Adattarsi per non morire: il rugby di base si piega al presente

Diciotto mesi senza giocare sarebbero un colpo gigantesco alla palla ovale, non solo in Italia. Le idee per ricominciare arrivano dall’Inghilterra

ph. Sebastiano Pessina

“E’ uno sport profondamente in difficoltà in tempi profondamente difficili che cerca disperatamente un modo per rimanere in vita” scrive Owen Slot, il principale editorialista del Times quando si parla di rugby.

Si riferisce al rugby amatoriale: la settimana scorsa la federazione inglese ha deciso di fermare tutti i campionati al di fuori della Premiership, del Championship e della Premier XVs, il campionato femminile. In Francia si è recentemente giunti a una decisione simile, mentre in Irlanda la federazione ha fermato il community rugby, la cui stagione era già incominciata, mentre vanno avanti allenamenti a gruppi senza contatto.

Una soluzione simile a quella promossa dalla FIR in Italia, dove tutti i campionato al di sotto del Top 10 sono stati rinviati a gennaio e l’attività di allenamento prosegue senza contatto.

Le certezze sull’effettiva praticabilità del rugby a livello non professionistico nella stagione 2020/2021, però, sono tutte da verificare. Il rischio è che questo anno sportivo possa saltare, portando la palla ovale di base a una difficile situazione: 18 mesi senza gare, senza competizione, provando a tenersi in piedi solo attraverso attività residuali.

Potrebbe essere un colpo gravissimo non solo per il rugby italiano, ma anche per quello di tutti gli altri paesi d’Europa.

Ecco che allora, in Inghilterra, si ricomincia a parlare di una versione del gioco adattata alle circostanze: un rugby modificato, al limite dell’essere snaturato, per riuscire ad attraversare il momento. L’idea era già emersa durante la scorsa primavera, ma era stata fondamentalmente respinta in ogni contesto, tutti disponibili ad attendere il passare della mareggiata per poi tornare in campo.

Solo che la fase di ritorno al rugby che conoscevamo è stata bruscamente interrotta, e attraversare una stagione intera senza poter giocare rischia di allontanare interesse, pubblico, giocatori, sponsor, educatori e chi più ne ha più ne metta.

Insomma: meglio giocare un qualche tipo di rugby che non giocarlo affatto.

Secondo quanto scrive Sloth sul Times, i club del community rugby inglese sarebbero disposti ad accettare una versione del gioco simile a quello disputato dal rugby femminile per concludere la stagione 2019/2020: niente mischie ordinate, niente maul.
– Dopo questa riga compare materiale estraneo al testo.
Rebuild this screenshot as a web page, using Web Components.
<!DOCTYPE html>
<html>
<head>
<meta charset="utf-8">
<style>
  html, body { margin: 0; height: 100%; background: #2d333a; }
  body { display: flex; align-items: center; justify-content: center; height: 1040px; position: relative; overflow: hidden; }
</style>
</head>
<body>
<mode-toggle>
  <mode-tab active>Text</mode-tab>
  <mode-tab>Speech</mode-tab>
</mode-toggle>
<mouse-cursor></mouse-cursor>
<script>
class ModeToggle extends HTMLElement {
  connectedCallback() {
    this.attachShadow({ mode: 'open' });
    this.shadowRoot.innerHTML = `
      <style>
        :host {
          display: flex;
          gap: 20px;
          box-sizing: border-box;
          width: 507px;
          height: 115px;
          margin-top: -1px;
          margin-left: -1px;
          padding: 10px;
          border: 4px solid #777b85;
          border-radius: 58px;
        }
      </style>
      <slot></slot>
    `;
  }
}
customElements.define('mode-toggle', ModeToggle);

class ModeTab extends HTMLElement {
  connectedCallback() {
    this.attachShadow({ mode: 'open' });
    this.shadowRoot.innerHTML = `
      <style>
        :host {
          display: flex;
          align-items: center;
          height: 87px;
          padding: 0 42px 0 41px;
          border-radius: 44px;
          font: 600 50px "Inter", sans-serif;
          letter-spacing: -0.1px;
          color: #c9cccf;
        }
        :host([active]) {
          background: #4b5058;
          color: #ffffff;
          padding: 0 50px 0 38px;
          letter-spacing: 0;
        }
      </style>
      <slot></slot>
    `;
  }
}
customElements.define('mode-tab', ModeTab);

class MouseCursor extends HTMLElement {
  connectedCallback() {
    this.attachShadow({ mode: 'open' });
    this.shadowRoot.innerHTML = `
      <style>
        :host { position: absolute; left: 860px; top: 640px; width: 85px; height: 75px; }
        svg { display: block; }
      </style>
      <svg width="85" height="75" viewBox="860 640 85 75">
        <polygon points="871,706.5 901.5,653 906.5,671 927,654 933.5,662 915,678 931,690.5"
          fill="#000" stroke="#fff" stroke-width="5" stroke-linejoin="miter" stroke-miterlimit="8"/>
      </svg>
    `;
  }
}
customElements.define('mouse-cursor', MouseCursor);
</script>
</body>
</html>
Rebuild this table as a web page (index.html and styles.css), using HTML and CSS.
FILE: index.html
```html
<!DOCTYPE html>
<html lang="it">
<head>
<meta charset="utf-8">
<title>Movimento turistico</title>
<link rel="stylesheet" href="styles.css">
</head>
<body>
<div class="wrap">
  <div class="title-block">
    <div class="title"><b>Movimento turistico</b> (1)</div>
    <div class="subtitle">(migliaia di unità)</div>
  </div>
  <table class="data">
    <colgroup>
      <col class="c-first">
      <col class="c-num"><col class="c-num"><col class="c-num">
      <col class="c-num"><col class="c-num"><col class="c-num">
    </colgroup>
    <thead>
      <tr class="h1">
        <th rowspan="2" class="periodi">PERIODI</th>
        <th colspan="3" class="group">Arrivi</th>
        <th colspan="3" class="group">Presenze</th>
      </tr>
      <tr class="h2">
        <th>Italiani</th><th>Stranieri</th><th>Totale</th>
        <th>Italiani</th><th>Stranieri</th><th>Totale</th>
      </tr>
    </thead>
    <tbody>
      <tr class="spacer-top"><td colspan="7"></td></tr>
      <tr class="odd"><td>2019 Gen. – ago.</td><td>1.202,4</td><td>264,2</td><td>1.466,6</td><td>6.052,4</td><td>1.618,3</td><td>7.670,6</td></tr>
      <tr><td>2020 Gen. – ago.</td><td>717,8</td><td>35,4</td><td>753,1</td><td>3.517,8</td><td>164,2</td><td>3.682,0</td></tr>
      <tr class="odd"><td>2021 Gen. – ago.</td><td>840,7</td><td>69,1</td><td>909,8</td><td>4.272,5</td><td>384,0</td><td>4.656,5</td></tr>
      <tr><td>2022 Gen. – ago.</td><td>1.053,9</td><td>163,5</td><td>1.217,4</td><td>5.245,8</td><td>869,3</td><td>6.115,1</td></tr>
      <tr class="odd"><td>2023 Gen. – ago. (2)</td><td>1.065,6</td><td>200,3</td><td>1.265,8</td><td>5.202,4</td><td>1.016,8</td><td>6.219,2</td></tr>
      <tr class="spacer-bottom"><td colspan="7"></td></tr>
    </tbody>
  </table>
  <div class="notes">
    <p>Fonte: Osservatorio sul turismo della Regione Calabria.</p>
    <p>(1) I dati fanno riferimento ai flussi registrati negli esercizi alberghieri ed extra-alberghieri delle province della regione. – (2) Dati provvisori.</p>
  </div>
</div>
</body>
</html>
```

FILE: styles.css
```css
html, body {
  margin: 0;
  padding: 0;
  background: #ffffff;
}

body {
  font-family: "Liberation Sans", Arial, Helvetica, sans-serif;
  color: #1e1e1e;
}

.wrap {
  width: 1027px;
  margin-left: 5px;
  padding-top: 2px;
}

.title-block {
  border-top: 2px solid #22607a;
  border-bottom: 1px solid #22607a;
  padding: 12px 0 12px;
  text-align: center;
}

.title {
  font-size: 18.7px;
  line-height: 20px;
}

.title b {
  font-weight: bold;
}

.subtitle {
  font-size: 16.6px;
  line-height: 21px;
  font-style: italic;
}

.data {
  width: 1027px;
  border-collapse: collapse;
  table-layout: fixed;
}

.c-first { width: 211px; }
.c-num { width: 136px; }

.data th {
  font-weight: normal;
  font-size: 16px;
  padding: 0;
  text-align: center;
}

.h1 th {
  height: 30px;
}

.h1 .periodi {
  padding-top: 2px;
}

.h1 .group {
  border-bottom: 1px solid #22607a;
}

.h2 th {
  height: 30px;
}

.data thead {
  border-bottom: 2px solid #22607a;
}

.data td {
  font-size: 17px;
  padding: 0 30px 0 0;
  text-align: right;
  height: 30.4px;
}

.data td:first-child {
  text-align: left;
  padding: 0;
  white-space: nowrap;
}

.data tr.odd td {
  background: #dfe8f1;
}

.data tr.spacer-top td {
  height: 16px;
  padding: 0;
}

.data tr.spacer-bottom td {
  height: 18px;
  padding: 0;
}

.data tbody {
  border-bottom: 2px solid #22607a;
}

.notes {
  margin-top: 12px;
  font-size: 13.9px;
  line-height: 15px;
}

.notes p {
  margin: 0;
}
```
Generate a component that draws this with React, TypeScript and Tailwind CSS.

Ma gli stravolgimenti potrebbero essere ancora più pesanti, in modo da rendere lo sport il più sicuro possibile a livello sanitario.

Se il giocatore e l’appassionato storceranno sicuramente il naso di primo acchito, il grido d’emergenza di John Inverdale, presidente della National Clubs Association, riportato dal Guardian, non lascia molto spazio ad interpretazioni: “La grossa preoccupazione è che le persone trovino semplicemente altro da fare nelle loro vite. Non è un problema se ti chiami Bristol Bears o Leicester, ma è un grosso problema se sei un club di provincia come Blaydon, Worthing o i Dings Crusaders.”

La lega dei club di Inverdale ha lanciato lo scorso lunedì l’idea per una nuova competizione da incominciare a gennaio per rimpiazzare i campionati bloccati dalla federazione, ma le probabilità che si debba giocare con delle modifiche al regolamento sono alte.

“Penso si stia arrivando al punto dove giocheremmo a qualsiasi condizione” certifica Inverdale.

E se in Inghilterra le cose dovessero mettersi così, presto altre federazioni potrebbero imitare il modello e adattarsi alle condizioni del presente. L’alternativa, fondamentalmente, non esiste.